▶ Exercise task: In the listing below, locate the lines that hold "this" and copy them.

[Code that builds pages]
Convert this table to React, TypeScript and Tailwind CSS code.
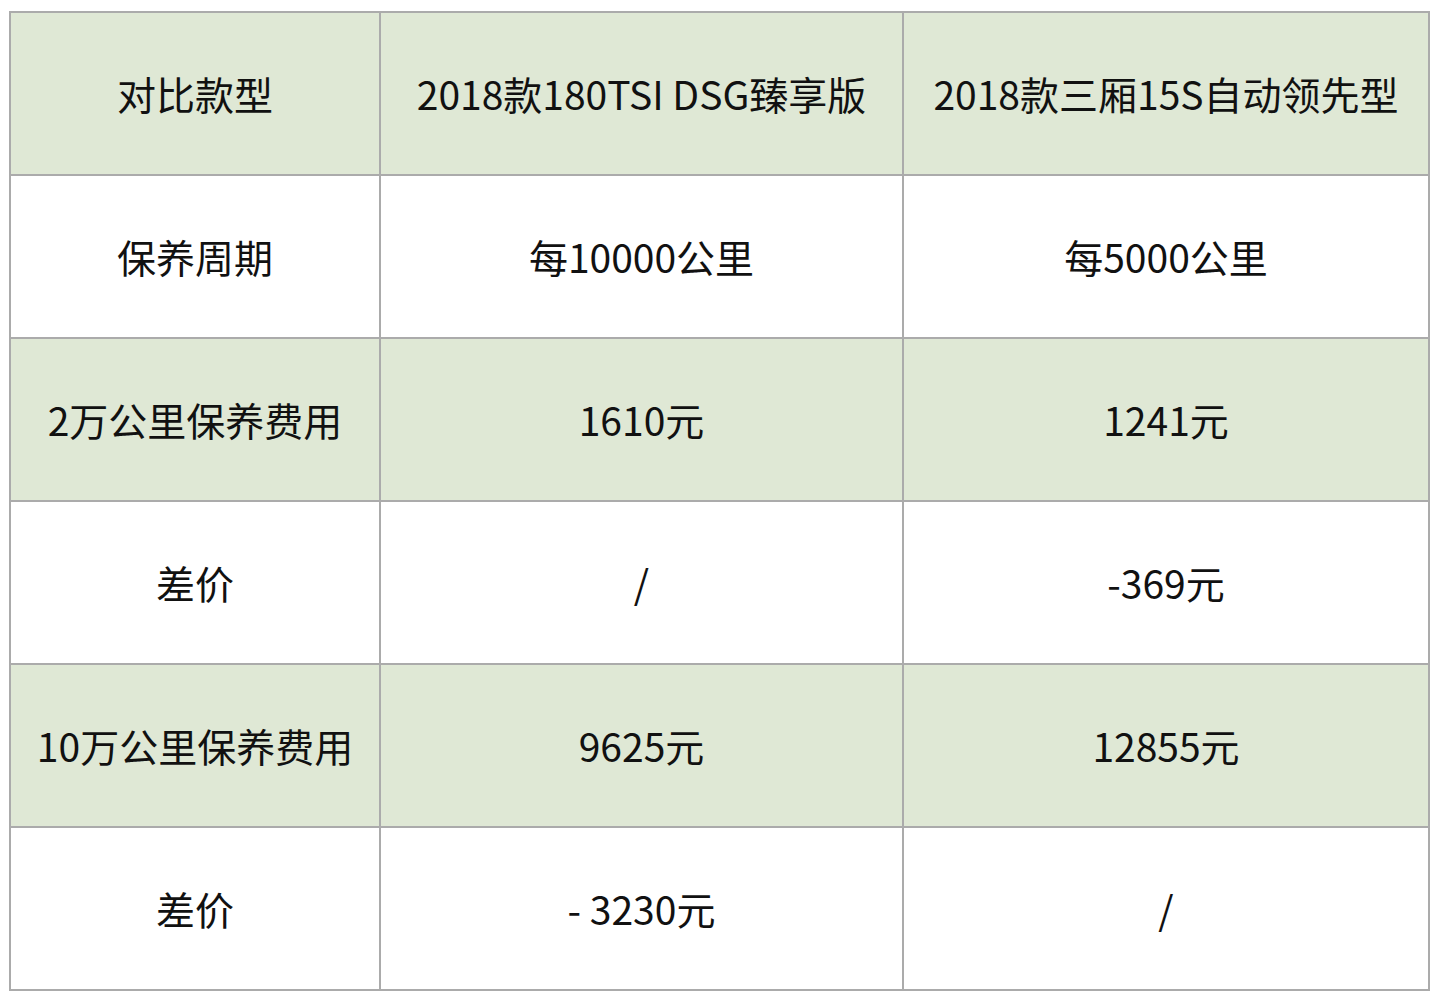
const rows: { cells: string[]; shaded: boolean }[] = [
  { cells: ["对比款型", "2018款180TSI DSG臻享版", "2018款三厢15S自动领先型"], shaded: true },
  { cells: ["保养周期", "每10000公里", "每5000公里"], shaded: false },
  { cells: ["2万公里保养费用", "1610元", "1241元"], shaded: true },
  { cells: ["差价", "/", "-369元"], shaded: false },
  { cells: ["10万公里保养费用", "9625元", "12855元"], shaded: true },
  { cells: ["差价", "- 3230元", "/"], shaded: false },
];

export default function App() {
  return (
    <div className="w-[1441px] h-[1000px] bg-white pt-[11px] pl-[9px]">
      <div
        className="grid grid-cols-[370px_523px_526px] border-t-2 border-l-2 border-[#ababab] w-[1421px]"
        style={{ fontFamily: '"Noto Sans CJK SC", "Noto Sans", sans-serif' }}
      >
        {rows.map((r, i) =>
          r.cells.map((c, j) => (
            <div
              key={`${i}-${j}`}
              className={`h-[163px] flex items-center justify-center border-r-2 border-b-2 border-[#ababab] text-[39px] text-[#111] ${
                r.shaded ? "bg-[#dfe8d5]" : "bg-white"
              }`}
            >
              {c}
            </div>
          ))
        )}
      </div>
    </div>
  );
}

* * *

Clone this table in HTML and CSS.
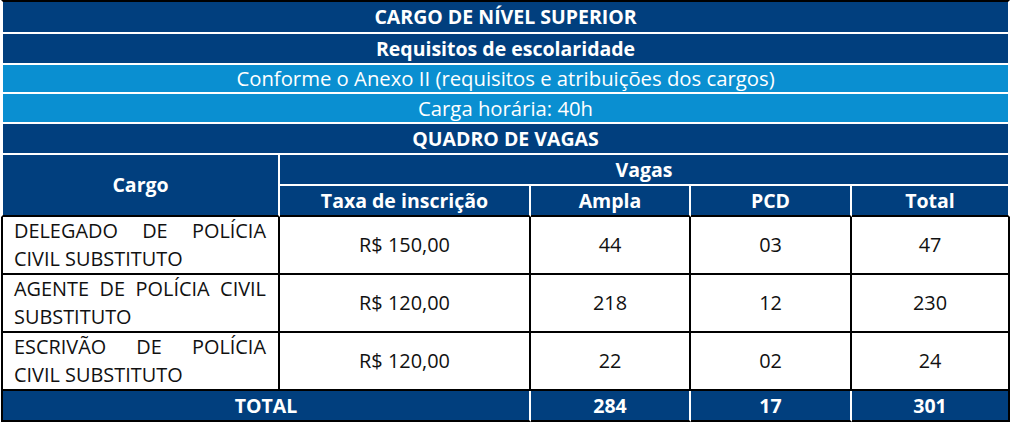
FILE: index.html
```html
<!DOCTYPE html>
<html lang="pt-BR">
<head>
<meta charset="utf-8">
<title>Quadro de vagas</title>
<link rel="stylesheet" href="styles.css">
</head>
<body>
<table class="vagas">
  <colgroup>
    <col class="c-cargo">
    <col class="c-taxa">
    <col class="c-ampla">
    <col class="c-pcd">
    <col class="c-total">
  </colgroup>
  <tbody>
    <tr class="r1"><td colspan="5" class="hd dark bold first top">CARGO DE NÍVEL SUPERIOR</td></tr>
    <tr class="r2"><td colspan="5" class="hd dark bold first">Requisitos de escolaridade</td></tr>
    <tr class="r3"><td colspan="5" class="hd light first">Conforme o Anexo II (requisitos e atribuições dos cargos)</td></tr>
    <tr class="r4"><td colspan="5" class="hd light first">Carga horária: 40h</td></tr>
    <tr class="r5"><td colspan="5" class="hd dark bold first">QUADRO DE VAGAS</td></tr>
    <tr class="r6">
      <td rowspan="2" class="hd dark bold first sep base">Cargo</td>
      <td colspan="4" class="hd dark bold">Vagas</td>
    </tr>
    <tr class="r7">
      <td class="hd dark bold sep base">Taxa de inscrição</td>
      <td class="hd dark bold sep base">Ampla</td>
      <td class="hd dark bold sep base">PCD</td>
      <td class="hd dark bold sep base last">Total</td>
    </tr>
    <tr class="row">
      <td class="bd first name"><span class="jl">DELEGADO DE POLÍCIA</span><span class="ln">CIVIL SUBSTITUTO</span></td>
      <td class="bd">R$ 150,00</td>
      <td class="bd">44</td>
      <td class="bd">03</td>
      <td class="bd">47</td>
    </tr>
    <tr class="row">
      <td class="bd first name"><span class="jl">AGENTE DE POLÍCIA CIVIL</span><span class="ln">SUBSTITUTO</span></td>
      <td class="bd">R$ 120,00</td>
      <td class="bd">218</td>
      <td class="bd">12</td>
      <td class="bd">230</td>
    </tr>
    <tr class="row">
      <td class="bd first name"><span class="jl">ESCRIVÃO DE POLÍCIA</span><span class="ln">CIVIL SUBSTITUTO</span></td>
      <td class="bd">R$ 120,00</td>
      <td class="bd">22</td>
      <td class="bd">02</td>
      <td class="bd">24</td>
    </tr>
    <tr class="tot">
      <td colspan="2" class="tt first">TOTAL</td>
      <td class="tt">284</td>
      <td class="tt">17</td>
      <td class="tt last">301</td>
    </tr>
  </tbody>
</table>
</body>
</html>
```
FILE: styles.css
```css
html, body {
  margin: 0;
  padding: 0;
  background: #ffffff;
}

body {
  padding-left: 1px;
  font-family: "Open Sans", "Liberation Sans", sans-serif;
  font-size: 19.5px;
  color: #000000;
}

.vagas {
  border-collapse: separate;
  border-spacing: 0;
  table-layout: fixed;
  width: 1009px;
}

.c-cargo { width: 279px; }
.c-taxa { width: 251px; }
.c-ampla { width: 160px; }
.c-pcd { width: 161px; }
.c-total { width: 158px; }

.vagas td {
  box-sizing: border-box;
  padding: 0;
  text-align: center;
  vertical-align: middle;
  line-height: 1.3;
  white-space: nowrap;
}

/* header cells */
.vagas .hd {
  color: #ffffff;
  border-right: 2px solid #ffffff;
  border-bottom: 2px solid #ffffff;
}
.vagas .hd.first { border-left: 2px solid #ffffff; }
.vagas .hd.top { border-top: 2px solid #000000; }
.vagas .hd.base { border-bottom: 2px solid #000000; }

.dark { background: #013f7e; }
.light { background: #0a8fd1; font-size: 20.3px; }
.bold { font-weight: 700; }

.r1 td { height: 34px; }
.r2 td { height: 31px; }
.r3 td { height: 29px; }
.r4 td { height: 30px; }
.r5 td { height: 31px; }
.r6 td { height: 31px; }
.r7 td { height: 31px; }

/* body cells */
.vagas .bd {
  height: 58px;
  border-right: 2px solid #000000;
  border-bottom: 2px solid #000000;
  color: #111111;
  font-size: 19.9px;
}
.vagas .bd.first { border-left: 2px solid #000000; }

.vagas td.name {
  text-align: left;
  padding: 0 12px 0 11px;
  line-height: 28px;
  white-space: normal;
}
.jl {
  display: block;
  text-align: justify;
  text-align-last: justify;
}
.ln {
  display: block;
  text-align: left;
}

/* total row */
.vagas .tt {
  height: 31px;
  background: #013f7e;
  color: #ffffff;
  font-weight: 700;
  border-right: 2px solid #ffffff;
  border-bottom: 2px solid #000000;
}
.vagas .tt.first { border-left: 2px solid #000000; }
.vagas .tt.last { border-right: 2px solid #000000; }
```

==

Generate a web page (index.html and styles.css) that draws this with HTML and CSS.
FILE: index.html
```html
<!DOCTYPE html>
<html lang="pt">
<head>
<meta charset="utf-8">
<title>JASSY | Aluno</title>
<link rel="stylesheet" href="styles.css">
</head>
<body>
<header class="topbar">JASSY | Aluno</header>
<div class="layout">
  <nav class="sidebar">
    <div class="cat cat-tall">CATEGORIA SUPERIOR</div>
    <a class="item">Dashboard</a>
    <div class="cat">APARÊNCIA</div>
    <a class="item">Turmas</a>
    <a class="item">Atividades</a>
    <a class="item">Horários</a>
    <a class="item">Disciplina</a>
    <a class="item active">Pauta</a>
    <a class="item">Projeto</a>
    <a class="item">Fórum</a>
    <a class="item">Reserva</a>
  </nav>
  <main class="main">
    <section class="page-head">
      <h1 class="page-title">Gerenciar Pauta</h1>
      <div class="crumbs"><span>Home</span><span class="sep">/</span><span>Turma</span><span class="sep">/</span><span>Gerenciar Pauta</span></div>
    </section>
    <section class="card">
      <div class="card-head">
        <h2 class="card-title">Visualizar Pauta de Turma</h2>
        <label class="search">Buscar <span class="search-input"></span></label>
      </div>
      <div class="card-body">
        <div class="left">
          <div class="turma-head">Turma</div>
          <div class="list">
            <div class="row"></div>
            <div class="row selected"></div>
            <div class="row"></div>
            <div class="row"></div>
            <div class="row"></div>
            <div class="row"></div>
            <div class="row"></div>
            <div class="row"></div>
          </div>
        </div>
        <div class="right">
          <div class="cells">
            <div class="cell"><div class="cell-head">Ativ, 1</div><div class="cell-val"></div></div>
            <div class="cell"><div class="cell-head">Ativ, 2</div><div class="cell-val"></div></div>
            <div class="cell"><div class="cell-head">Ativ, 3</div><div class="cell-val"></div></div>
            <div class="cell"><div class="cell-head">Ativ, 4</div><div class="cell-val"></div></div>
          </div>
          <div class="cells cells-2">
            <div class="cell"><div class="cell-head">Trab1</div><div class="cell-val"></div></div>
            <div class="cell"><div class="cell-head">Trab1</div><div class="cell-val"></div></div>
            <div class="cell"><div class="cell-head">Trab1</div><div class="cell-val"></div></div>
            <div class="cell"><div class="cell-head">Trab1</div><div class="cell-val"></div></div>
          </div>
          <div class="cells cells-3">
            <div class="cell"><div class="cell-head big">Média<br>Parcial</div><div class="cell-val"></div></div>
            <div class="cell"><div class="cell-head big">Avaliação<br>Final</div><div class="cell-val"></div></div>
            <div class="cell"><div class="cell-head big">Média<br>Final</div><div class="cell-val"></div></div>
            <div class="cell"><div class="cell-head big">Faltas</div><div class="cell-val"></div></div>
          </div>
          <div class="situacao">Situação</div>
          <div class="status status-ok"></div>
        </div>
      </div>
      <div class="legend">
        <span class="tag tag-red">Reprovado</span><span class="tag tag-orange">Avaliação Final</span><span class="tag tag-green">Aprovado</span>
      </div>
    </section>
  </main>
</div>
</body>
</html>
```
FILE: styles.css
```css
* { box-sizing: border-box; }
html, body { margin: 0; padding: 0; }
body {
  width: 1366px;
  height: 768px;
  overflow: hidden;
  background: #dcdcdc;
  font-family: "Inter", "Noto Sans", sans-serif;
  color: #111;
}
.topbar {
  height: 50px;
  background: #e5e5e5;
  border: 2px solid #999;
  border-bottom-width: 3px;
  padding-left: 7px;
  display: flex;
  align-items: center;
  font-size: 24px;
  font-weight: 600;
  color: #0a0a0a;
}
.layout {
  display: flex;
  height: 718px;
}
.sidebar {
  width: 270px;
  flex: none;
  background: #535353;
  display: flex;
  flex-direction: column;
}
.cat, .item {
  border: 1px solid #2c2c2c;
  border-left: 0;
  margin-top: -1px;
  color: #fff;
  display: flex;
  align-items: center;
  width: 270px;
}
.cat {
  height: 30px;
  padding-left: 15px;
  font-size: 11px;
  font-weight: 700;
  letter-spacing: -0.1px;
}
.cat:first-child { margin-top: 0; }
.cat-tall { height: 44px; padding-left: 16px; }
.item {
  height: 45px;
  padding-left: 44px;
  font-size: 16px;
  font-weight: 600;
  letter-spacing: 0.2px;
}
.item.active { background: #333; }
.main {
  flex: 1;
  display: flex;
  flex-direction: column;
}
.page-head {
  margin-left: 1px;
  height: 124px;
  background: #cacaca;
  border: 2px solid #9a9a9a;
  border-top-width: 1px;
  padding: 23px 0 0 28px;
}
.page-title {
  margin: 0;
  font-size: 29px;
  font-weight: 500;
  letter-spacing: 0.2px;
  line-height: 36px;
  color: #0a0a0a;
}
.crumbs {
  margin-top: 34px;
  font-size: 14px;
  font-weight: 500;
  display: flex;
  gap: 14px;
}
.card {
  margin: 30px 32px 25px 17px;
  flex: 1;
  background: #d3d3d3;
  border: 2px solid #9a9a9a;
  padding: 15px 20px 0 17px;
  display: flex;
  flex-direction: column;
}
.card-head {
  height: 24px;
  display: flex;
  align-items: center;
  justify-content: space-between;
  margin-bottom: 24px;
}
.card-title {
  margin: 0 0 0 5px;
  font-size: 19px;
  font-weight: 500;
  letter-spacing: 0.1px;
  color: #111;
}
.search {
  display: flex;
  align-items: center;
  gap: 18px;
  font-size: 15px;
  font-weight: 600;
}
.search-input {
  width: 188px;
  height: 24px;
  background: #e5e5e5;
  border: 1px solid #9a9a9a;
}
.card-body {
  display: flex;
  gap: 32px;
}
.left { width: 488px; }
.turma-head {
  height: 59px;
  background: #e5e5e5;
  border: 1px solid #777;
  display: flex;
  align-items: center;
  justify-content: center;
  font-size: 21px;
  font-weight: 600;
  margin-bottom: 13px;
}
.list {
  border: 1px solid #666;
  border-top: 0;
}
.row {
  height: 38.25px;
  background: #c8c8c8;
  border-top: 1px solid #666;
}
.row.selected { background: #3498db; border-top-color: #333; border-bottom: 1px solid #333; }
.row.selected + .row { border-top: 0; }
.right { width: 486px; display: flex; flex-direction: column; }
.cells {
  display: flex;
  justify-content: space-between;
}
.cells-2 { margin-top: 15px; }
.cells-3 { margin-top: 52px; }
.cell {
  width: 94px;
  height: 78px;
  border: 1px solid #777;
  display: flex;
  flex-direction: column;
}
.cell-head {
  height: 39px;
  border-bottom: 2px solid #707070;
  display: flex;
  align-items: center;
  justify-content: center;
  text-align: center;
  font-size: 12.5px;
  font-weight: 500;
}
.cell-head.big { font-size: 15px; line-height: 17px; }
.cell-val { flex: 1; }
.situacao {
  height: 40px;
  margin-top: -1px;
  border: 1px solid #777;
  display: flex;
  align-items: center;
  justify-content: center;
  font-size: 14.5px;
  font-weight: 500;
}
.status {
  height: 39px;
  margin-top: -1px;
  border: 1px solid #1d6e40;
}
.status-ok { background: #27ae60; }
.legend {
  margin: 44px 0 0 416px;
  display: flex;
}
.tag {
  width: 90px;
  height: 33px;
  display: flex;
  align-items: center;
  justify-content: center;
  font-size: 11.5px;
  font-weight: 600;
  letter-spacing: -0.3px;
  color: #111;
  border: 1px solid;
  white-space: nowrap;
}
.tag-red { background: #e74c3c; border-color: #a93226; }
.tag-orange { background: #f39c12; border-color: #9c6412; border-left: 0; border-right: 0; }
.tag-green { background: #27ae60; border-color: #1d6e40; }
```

▶ Result of the exercise:
Convert this table to React, TypeScript and Tailwind CSS code.
Clone this table in HTML and CSS.
Generate a web page (index.html and styles.css) that draws this with HTML and CSS.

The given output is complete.